Second, Luke expects a high level of knowledge and appreciation for the Jewish people, their history, customs, and Scriptures. We have seen that Luke begins his Gospel with a preface comparable to Hellenistic historiography (1:1–4), but he immediately transitions into a way of telling his story that is remarkably biblical, involving the stories of a barren womb, Jewish priests in the temple, angels, hymns that use scriptural language, a circumcision on the eighth day—all of these draw the reader into the world of Israel’s Scriptures (chaps. 1–2).
The economy of Roman Palestine during the time of Jesus was oriented primarily around subsistence agriculture. Wealth was tied up in the very few landowners. The cities were places of consumption and extraction (rather than production).

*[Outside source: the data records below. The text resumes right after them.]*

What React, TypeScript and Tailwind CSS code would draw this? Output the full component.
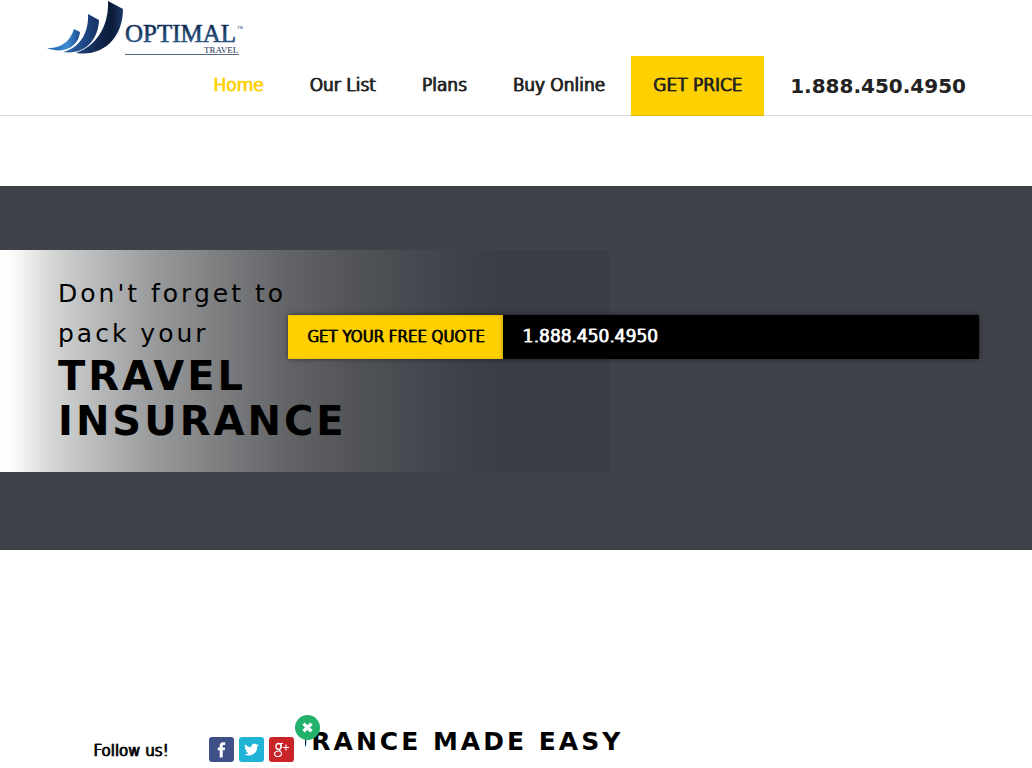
import React from "react";

const navItems = [
  { label: "Home", active: true },
  { label: "Our List", active: false },
  { label: "Plans", active: false },
  { label: "Buy Online", active: false },
];

const Logo = () => {
  return (
    <svg width="200" height="56" viewBox="0 0 200 56" role="img" aria-label="Optimal Travel">
      <defs>
        <linearGradient id="bar1" x1="0" x2="1">
          <stop offset="0" stopColor="#1c5fa8" />
          <stop offset="0.6" stopColor="#3d8bd0" />
          <stop offset="1" stopColor="#1a4f92" />
        </linearGradient>
        <linearGradient id="bar2" x1="0" x2="1">
          <stop offset="0" stopColor="#2d6cb4" />
          <stop offset="1" stopColor="#152f63" />
        </linearGradient>
        <linearGradient id="bar3" x1="0" x2="1">
          <stop offset="0" stopColor="#1d4079" />
          <stop offset="0.75" stopColor="#0b1a38" />
          <stop offset="1" stopColor="#1d3866" />
        </linearGradient>
        <linearGradient id="word" x1="0" x2="0" y1="0" y2="1">
          <stop offset="0.2" stopColor="#0d1d3c" />
          <stop offset="0.8" stopColor="#2c5f92" />
        </linearGradient>
      </defs>
      <path d="M1 48 C14 49 24 42 28 29 L34 32 C33 46 18 55 1 48Z" fill="url(#bar1)" />
      <path d="M17 52 C33 48 43 34 42 14 L53 20 C52 42 37 55 17 52Z" fill="url(#bar2)" />
      <path d="M30 53 C50 46 63 27 62 1 L77 9 C77 37 58 57 30 53Z" fill="url(#bar3)" />
      <text x="79" y="42" fontSize="25" fontFamily="Liberation Serif, serif" fill="url(#word)" stroke="#1f4673" strokeWidth="0.6">
        OPTIMAL
      </text>
      <text x="191" y="29" fontSize="4" fontFamily="Liberation Sans, sans-serif" fill="#1b3358">
        TM
      </text>
      <path d="M79 54.5H193" stroke="#5a6c85" />
      <text x="158" y="53" fontSize="9" fontFamily="Liberation Serif, serif" fill="#1b3358">
        TRAVEL
      </text>
    </svg>
  );
};

const App = () => {
  return (
    <div className="min-h-screen overflow-hidden bg-white font-['DejaVu_Sans',sans-serif] text-black">
      {/* Header section */}
      <header className="shadow-[inset_0_-1px_0_#dcdcdc]">
        <a href="#home" className="block w-fit ml-[46px]">
          <Logo />
        </a>
        <nav className="flex h-[60px] items-center justify-end pr-[66px] text-[17px] text-[#222] font-['DejaVu_Sans_Light','DejaVu_Sans',sans-serif] font-bold">
          <ul className="flex gap-[46px] mr-[26px] [text-shadow:1px_0_0_currentColor]">
            {navItems.map((item) => (
              <li key={item.label}>
                <a href="#nav" className={item.active ? "text-[#fdd000]" : ""}>
                  {item.label}
                </a>
              </li>
            ))}
          </ul>
          <button className="h-[60px] px-[22px] bg-[#ffd000] border-b border-[#dfb600] [text-shadow:1px_0_0_currentColor]">
            GET PRICE
          </button>
          <a href="tel:18884504950" className="ml-[26px] text-xl font-['DejaVu_Sans',sans-serif]">
            1.888.450.4950
          </a>
        </nav>
      </header>

      {/* Hero section */}
      <section className="mt-[70px] grid bg-[#40424a] border-y border-[#3a3d43] pt-[63px] pb-[77px]">
        <div className="[grid-area:1/1] w-[59%] pl-[58px] pt-6 pb-7 bg-[linear-gradient(to_right,#fff_0%,#fbfbfb_2%,#d2d3d3_9%,#b4b5b6_17%,#97989a_26%,#7d7e80_36%,#636467_47%,#535558_57%,#474a50_67%,#3f4148_76%,#3b3d44_83%,#3b3d44_100%)]">
          <h1 className="w-[300px]">
            <span className="block text-[25px] leading-[40px] tracking-[3px]">
              Don't forget to
              <br />
              pack your
            </span>
            <span className="block text-[40px] leading-[45px] tracking-[3px] font-bold">
              TRAVEL INSURANCE
            </span>
          </h1>
        </div>
        <div className="[grid-area:1/1] self-start flex h-11 mt-[65px] ml-[288px] mr-[53px] bg-black font-['DejaVu_Sans_Light','DejaVu_Sans',sans-serif] font-bold shadow-[0_0_5px_rgba(0,0,0,0.5)]">
          <button className="px-[19px] bg-[#ffd000] text-[15px] shadow-[inset_-2px_0_3px_rgba(0,0,0,0.15)] [text-shadow:1px_0_0_currentColor]">
            GET YOUR FREE QUOTE
          </button>
          <a
            href="tel:18884504950"
            className="self-center pl-[19px] text-[17px] text-white [text-shadow:1px_0_0_currentColor]"
          >
            1.888.450.4950
          </a>
        </div>
      </section>

      {/* Intro section */}
      <section className="mt-[172px] pl-[288px] h-[46px]">
        <h2 className="text-[25px] leading-[40px] tracking-[3px] font-bold whitespace-nowrap">
          URANCE MADE EASY
        </h2>
      </section>

      {/* Follow us bar */}
      <aside className="fixed bottom-0 left-[58px] flex w-[247px] h-10 items-start justify-between bg-white pl-[35px] pr-[11px] pt-[9px]">
        <p className="text-[15px] leading-7 font-['DejaVu_Sans_Light','DejaVu_Sans',sans-serif] font-bold [text-shadow:1px_0_0_currentColor]">
          Follow us!
        </p>
        <div className="flex gap-[5px]">
          <a href="#facebook" aria-label="Facebook">
            <svg width="25" height="25" viewBox="0 0 25 25">
              <rect width="25" height="25" rx="3" fill="#3f4f87" />
              <path d="M10.7 20.5v-7.2H8.8v-2.8h1.9V8.8c0-2.4 1.2-3.6 3.3-3.6h2.2V8h-1.4c-.8 0-1.1.4-1.1 1.1v1.4h2.4l-.3 2.8h-2.1v7.2z" fill="#fff" />
            </svg>
          </a>
          <a href="#twitter" aria-label="Twitter">
            <svg width="25" height="25" viewBox="0 0 25 25">
              <rect width="25" height="25" rx="3" fill="#1fb3d6" />
              <path
                transform="translate(5 5) scale(0.62)"
                d="M23.6 4.9c-.8.4-1.8.7-2.7.8 1-.6 1.7-1.5 2.1-2.6-.9.5-1.9.9-3 1.1A4.8 4.8 0 0 0 11.8 8.6C7.9 8.4 4.4 6.5 2 3.6a4.8 4.8 0 0 0 1.5 6.4c-.8 0-1.5-.2-2.2-.6 0 2.3 1.6 4.3 3.8 4.8-.7.2-1.4.2-2.1.1.6 1.9 2.4 3.3 4.5 3.3A9.6 9.6 0 0 1 .4 19.6a13.6 13.6 0 0 0 20.9-12c.9-.7 1.7-1.6 2.3-2.7z"
                fill="#fff"
              />
            </svg>
          </a>
          <a href="#google" aria-label="Google Plus">
            <svg width="25" height="25" viewBox="0 0 25 25" fill="none" stroke="#fff">
              <rect width="25" height="25" rx="3" fill="#c92428" stroke="none" />
              <ellipse cx="9.5" cy="9.5" rx="2.5" ry="3" strokeWidth="1.3" />
              <path d="M9.5 6.5H14M11.5 6.5C13 8.5 13 10.5 11 12C9 13.5 12.5 14 12.5 16.5C12.5 20.5 5.5 20.5 5.5 17C5.5 14.7 8 14 10.5 14" strokeWidth="1.1" />
              <path d="M14 10.5H20M17 7.5V13.5" strokeWidth="1.1" />
            </svg>
          </a>
        </div>
        <button aria-label="Close" className="absolute -top-[13px] -right-[15px] size-[25px] rounded-full bg-[#22b26b]">
          <svg width="25" height="25" viewBox="0 0 25 25" stroke="#fff" strokeWidth="3.4">
            <path d="M8.5 8.8L16.5 16.2M16.5 8.8L8.5 16.2" />
          </svg>
        </button>
      </aside>
    </div>
  );
};

export default App;
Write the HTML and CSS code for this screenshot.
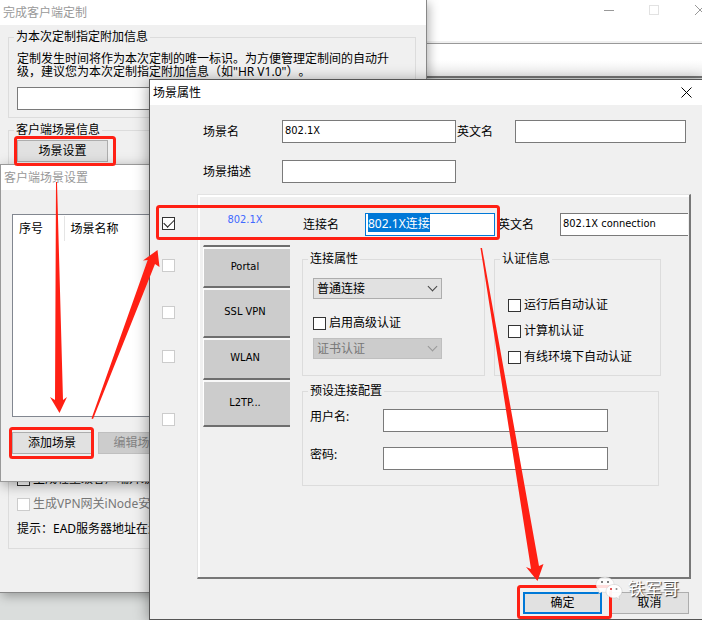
FILE: index.html
```html
<!DOCTYPE html>
<html lang="zh-CN">
<head>
    <meta charset="UTF-8">
    <meta name="viewport" content="width=device-width, initial-scale=1.0">
    <title>场景属性</title>
    <link rel="stylesheet" href="styles.css">
</head>
<body>
    <div class="desktop">
        <!-- Main application window -->
        <div class="window app-window">
            <div class="app-title">
                <svg class="app-controls" width="110" height="20" viewBox="0 0 110 20" fill="none">
                    <path d="M12 10.5h10" stroke="#999"/>
                    <rect x="57.500" y="5.500" width="9" height="9" stroke="#e2e2e2"/>
                    <path d="M103 5l10 10M103 15l10-10" stroke="#999"/>
                </svg>
            </div>
            <div class="app-content"></div>
        </div>

        <!-- Client customization -->
        <div class="window custom-window">
            <div class="titlebar inactive">完成客户端定制</div>
            <div class="custom-body">
                <fieldset class="group group-info">
                    <legend>为本次定制指定附加信息</legend>
                    <label class="info-text" for="extra">定制发生时间将作为本次定制的唯一标识。为方便管理定制间的自动升级，建议您为本次定制指定附加信息（如"HR V1.0"）。</label>
                    <input class="text" id="extra" type="text">
                </fieldset>
                <fieldset class="group group-scene">
                    <legend>客户端场景信息</legend>
                    <button class="btn btn-setup" type="button">场景设置</button>
                    <div class="options">
                        <label class="check"><input type="checkbox">生成轻量级客户端升级包</label>
                        <label class="check off"><input type="checkbox" disabled>生成VPN网关iNode安装包</label>
                        <p class="hint">提示：EAD服务器地址在连接中设置</p>
                    </div>
                </fieldset>
            </div>
        </div>

        <!-- Scene list -->
        <div class="window scene-window">
            <div class="titlebar inactive">客户端场景设置</div>
            <div class="scene-body">
                <div class="scene-list">
                    <table>
                        <thead>
                            <tr><th class="num">序号</th><th>场景名称</th></tr>
                        </thead>
                    </table>
                </div>
                <div class="scene-buttons">
                    <button class="btn btn-add" type="button">添加场景</button>
                    <button class="btn btn-edit" type="button" disabled>编辑场景</button>
                </div>
            </div>
        </div>

        <!-- Scene properties -->
        <div class="window dialog">
            <div class="titlebar">
                场景属性
                <button class="close" type="button" aria-label="关闭">
                    <svg width="11" height="11" viewBox="0 0 11 11"><path d="M.5.5l10 10M.5 10.500l10-10" stroke="#000"/></svg>
                </button>
            </div>
            <div class="dialog-form">
                <label for="scene-name">场景名</label>
                <input class="text latin" id="scene-name" type="text" value="802.1X">
                <label class="second" for="scene-en">英文名</label>
                <input class="text" id="scene-en" type="text">
                <label for="scene-desc">场景描述</label>
                <input class="text" id="scene-desc" type="text">
            </div>
            <div class="connections">
                <div class="enable">
                    <input type="checkbox" aria-label="802.1X" checked>
                    <input type="checkbox" aria-label="Portal" disabled>
                    <input type="checkbox" aria-label="SSL VPN" disabled>
                    <input type="checkbox" aria-label="WLAN" disabled>
                    <input type="checkbox" aria-label="L2TP" disabled>
                </div>
                <div class="panel">
                    <div class="tabs">
                        <button class="tab latin active" type="button">802.1X</button>
                        <button class="tab latin" type="button">Portal</button>
                        <button class="tab latin" type="button">SSL VPN</button>
                        <button class="tab latin" type="button">WLAN</button>
                        <button class="tab latin" type="button">L2TP...</button>
                    </div>
                    <div class="settings">
                        <div class="name-row">
                            <label for="conn-name">连接名</label>
                            <input class="text focus" id="conn-name" type="text" value="802.1X连接">
                            <label class="second" for="conn-en">英文名</label>
                            <input class="text latin cut" id="conn-en" type="text" value="802.1X connection">
                        </div>
                        <div class="groups">
                            <fieldset class="group group-props">
                                <legend>连接属性</legend>
                                <span class="combo">
                                    <select aria-label="连接类型"><option>普通连接</option></select>
                                </span>
                                <label class="check"><input type="checkbox">启用高级认证</label>
                                <span class="combo off">
                                    <select aria-label="认证方式" disabled><option>证书认证</option></select>
                                </span>
                            </fieldset>
                            <fieldset class="group group-auth">
                                <legend>认证信息</legend>
                                <label class="check"><input type="checkbox">运行后自动认证</label>
                                <label class="check"><input type="checkbox">计算机认证</label>
                                <label class="check"><input type="checkbox">有线环境下自动认证</label>
                            </fieldset>
                        </div>
                        <fieldset class="group group-preset">
                            <legend>预设连接配置</legend>
                            <div class="preset">
                                <label for="user">用户名:</label>
                                <input class="text" id="user" type="text">
                                <label for="pass">密码:</label>
                                <input class="text" id="pass" type="password">
                            </div>
                        </fieldset>
                    </div>
                </div>
            </div>
            <div class="dialog-buttons">
                <button class="btn btn-ok" type="button">确定</button>
                <button class="btn btn-cancel" type="button">取消</button>
            </div>
        </div>

        <!-- Step marks -->
        <svg class="marks" width="702" height="620" viewBox="0 0 702 620">
            <g fill="none" stroke="#ff2014" stroke-width="3">
                <rect x="15.500" y="137.500" width="99" height="27" rx="2"/>
                <rect x="10.500" y="428.500" width="82" height="29" rx="2"/>
                <rect x="157.500" y="206.500" width="341" height="32" rx="2"/>
                <rect x="518.500" y="586.500" width="92" height="31" rx="2"/>
            </g>
            <g fill="#ff2014">
                <path d="M56 182h1L63 400l4-3-7.500 16L50 397l5 3z"/>
                <path d="M91.500 418.500L147.700 260l-4.700.5L157.500 250l2 17-4.500-3L93 419z"/>
                <path d="M480.500 248h1.500L539 566l4.500-2-6 17-11.500-14 5 2z"/>
            </g>
        </svg>

        <div class="watermark">
            <svg width="28" height="26" viewBox="0 0 28 26">
                <path d="M10 1C4.500 1 1 4.500 1 8.500c0 2.500 1.200 4.500 3.200 6L3.500 18l3.500-2c1 .3 2 .4 3 .4 5 0 9-3.500 9-7.900S15 1 10 1z" fill="#fff" fill-opacity=".85" stroke="#999" stroke-opacity=".4" stroke-width=".5"/>
                <path d="M19 8.500c-4.500 0-8 3-8 6.800s3.500 6.700 8 6.700c1 0 1.800-.1 2.700-.4l2.800 1.900-.6-3.100c1.900-1.200 3.100-3 3.100-5.100 0-3.800-3.500-6.800-8-6.800z" fill="#fff" fill-opacity=".95" stroke="#999" stroke-opacity=".5" stroke-width=".5"/>
                <circle cx="7" cy="6" r="1" fill="#555"/><circle cx="13" cy="6" r="1" fill="#555"/>
                <circle cx="16" cy="13" r="1" fill="#d22"/><circle cx="21.500" cy="13" r="1" fill="#888"/>
            </svg>
            <span>铁军哥</span>
        </div>
    </div>

    <script>
        // keep the connection name selected, ready for typing
        document.getElementById('conn-name').focus();
        document.getElementById('conn-name').select();
    </script>
</body>
</html>
```
FILE: styles.css
```css
* {
    box-sizing: border-box;
}

body {
    margin: 0;
    font-family: "Noto Sans", "Noto Sans CJK SC", sans-serif;
    font-size: 12px;
    line-height: 16px;
    text-spacing-trim: space-all;
    color: #000;
}

button, input, select {
    font: inherit;
    color: inherit;
}

.latin {
    font-family: "DejaVu Sans Condensed", "Noto Sans", sans-serif;
    font-size: 11px;
}

.desktop {
    position: relative;
    min-height: 100vh;
    overflow: hidden;
    background: #dadddc;
}

/* windows */
.window {
    position: absolute;
    background: #f0f0f0;
}

.titlebar {
    display: flex;
    justify-content: space-between;
    align-items: center;
    height: 25px;
    padding: 0 3px;
    background: #fff;
}

.titlebar.inactive {
    color: #999;
}

.app-window {
    top: 0;
    right: 0;
    left: 0;
}

.app-title {
    display: flex;
    justify-content: flex-end;
    height: 43px;
    background: #fff;
    border-bottom: 2px solid #f0f0f0;
}

.app-content {
    height: 35px;
    background: linear-gradient(#fff 50%, #eee);
    border-top: 1px solid #999;
    border-bottom: 2px solid #777;
}

.custom-window {
    top: 0;
    left: 0;
    width: 427px;
    border-right: 1px solid #888;
    border-bottom: 1px solid #888;
    box-shadow: 2px 3px 10px rgba(0,0,0,0.3);
}

.custom-body {
    padding: 4px 10px 43px 8px;
}

.scene-window {
    top: 164px;
    left: 0;
    width: 340px;
    border: 1px solid #999;
    box-shadow: 2px 3px 12px rgba(0,0,0,0.35);
}

.dialog {
    top: 79px;
    left: 149px;
    right: 0;
    border: 1px solid #555;
    border-right: none;
    box-shadow: 0 2px 14px rgba(0,0,0,0.4);
}

/* controls */
.text {
    width: 100%;
    height: 23px;
    padding: 0 2px 3px;
    background: #fff;
    border: 1px solid #7a7a7a;
    border-radius: 0;
    outline: none;
}

.text.focus {
    border-color: #0078d7;
}

.text.cut {
    border-right: none;
}

.text::selection {
    background: #0078d7;
    color: #fff;
}

.btn {
    height: 22px;
    padding: 0;
    background: #e1e1e1;
    border: 1px solid #adadad;
}

.btn:disabled {
    background: #ccc;
    border-color: #bfbfbf;
    color: #838383;
}

.btn-ok {
    border: 2px solid #0078d7;
}

input[type="checkbox"] {
    appearance: none;
    position: relative;
    flex: none;
    width: 13px;
    height: 13px;
    margin: 0;
    background: #fff;
    border: 1px solid #333;
}

input[type="checkbox"]:disabled {
    border-color: #ccc;
}

input[type="checkbox"]:checked::after {
    content: "";
    position: absolute;
    top: 1px;
    left: 1px;
    width: 9px;
    height: 5px;
    border-left: 1px solid #222;
    border-bottom: 1px solid #222;
    transform: rotate(-45deg);
}

.check {
    display: flex;
    align-items: center;
    gap: 3px;
    white-space: nowrap;
}

.check.off {
    color: #777;
}

.combo {
    display: block;
    position: relative;
    width: 129px;
}

.combo select {
    appearance: none;
    display: block;
    width: 100%;
    height: 21px;
    padding: 0 3px;
    background: #e1e1e1;
    border: 1px solid #adadad;
    border-radius: 0;
}

.combo::after {
    content: "";
    position: absolute;
    top: 5px;
    right: 6px;
    width: 6px;
    height: 6px;
    border-right: 1px solid #444;
    border-bottom: 1px solid #444;
    transform: rotate(45deg);
}

.combo.off select {
    background: #ccc;
    border-color: #bfbfbf;
    color: #777;
    opacity: 1;
}

.combo.off::after {
    border-color: #999;
}

.group {
    min-width: 0;
    margin: 0;
    padding: 0 5px;
    border: 1px solid #dcdcdc;
}

.group legend {
    padding: 0 2px;
}

/* customization window */
.group-info {
    height: 89px;
    padding-top: 7px;
}

.info-text {
    display: block;
    margin: 0 16px 9px 3px;
    line-height: 13px;
}

.group-info .text {
    margin-left: 3px;
}

.group-scene {
    margin-top: 4px;
    padding-top: 2px;
    padding-bottom: 11px;
}

.btn-setup {
    display: block;
    width: 91px;
    margin-left: 3px;
}

.options {
    display: flex;
    flex-direction: column;
    gap: 9px;
    margin: 309px 0 0 3px;
}

.hint {
    margin: 0;
    white-space: nowrap;
}

/* scene list window */
.scene-body {
    padding: 24px 11px 27px;
}

.scene-list {
    height: 203px;
    padding-top: 1px;
    background: #fff;
    border: 1px solid #828790;
}

.scene-list table {
    border-collapse: collapse;
}

.scene-list th {
    height: 25px;
    padding: 0 6px;
    font-weight: normal;
    text-align: left;
}

.scene-list .num {
    width: 51px;
    border-right: 1px solid #e5e5e5;
}

.scene-buttons {
    display: flex;
    gap: 6px;
    margin-top: 15px;
}

.btn-add {
    width: 80px;
}

.btn-edit {
    width: 79px;
}

/* scene properties */
.close {
    display: flex;
    margin-right: 7px;
    padding: 0;
    background: none;
    border: none;
}

.dialog-form {
    display: grid;
    grid-template-columns: 79px 174px 59px 1fr;
    row-gap: 17px;
    align-items: center;
    padding: 15px 16px 0 53px;
}

.second {
    padding-left: 1px;
}

.connections {
    display: flex;
    margin: 11px 11px 0 0;
}

.enable {
    display: grid;
    grid-template-rows: 42px 47px 44px 63px 13px;
    align-content: start;
    width: 47px;
    padding: 23px 0 0 12px;
}

.panel {
    display: flex;
    flex: 1;
    min-width: 0;
    min-height: 385px;
    border: 1px solid #e3e3e3;
    border-right: 2px solid #777;
    border-bottom: 2px solid #777;
    box-shadow: inset 2px 2px 0 #fff;
}

.tabs {
    display: grid;
    grid-template-rows: 52px 41px 50px 42px 47px;
    align-content: start;
    width: 92px;
    padding-left: 5px;
}

.tab {
    padding: 0 4px 2px 0;
    background: #ccc;
    border: none;
    border-left: 1px solid #fff;
    border-top: 2px solid #f8f8f8;
    border-bottom: 2px solid #6e6e6e;
}

.tab.active {
    background: none;
    border-left-color: transparent;
    border-top-color: transparent;
    color: #4169ff;
}

.settings {
    flex: 1;
    min-width: 0;
    padding: 18px 0 0 12px;
}

.name-row {
    display: grid;
    grid-template-columns: 63px 130px 65px 1fr;
    align-items: center;
    padding-right: 1px;
}

.name-row label {
    padding: 1px 0 0 1px;
}

.name-row .second {
    padding-left: 3px;
}

.groups {
    display: flex;
    gap: 9px;
    margin-top: 15px;
}

.group-props {
    width: 183px;
    height: 125px;
    padding-top: 11px;
}

.group-props .combo,
.group-props .check {
    margin-left: 5px;
}

.group-props .check {
    margin-top: 16px;
    margin-bottom: 7px;
}

.group-auth {
    width: 167px;
    padding-top: 30px;
}

.group-auth .check {
    margin-left: 8px;
}

.group-auth .check + .check {
    margin-top: 10px;
}

.group-preset {
    width: 357px;
    margin-top: 7px;
    padding-top: 10px;
    padding-bottom: 15px;
}

.preset {
    display: grid;
    grid-template-columns: 73px 225px;
    row-gap: 15px;
    margin-left: 2px;
}

.dialog-buttons {
    display: flex;
    justify-content: flex-end;
    gap: 8px;
    padding: 13px 13px 5px;
}

.btn-ok,
.btn-cancel {
    width: 79px;
}

/* overlays */
.marks {
    position: absolute;
    top: 0;
    left: 0;
    pointer-events: none;
}

.watermark {
    position: absolute;
    right: 23px;
    bottom: 18px;
    display: flex;
    align-items: center;
    gap: 5px;
    font-size: 17px;
    color: #fff;
    text-shadow: 1px 1px 1px #333;
    pointer-events: none;
}
```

Worshipers also engaged in a water ritual during the feast that commemorated God’s provision of water for Israel in the wilderness.2 It is during this Jewish feast that Jesus, in the temple, cries out that he is both the one who provides “streams of living water” (7:37–39) and is the “light of the world” (8:12).
The prologue itself shows this to the reader quite clearly in 1:14–18 by drawing parallels, especially using the language of Exodus 33–34, between God’s two primary forms of revelation: “the law” and “the word.”
John’s Gospel does not reject or criticize Moses and the law. The law is not spoken of in any way as leading to legalism, works righteousness, or a false, external piety. Moses foreshadows and points toward the greater grace and revelation of Jesus.
Jesus states this clearly when, in response to his opponents, he says, “Do not think that I will accuse you before the Father. Moses is your accuser, upon whom you have set your hope. For if you had believed Moses, you would have believed me. For he wrote about me” (5:45–46).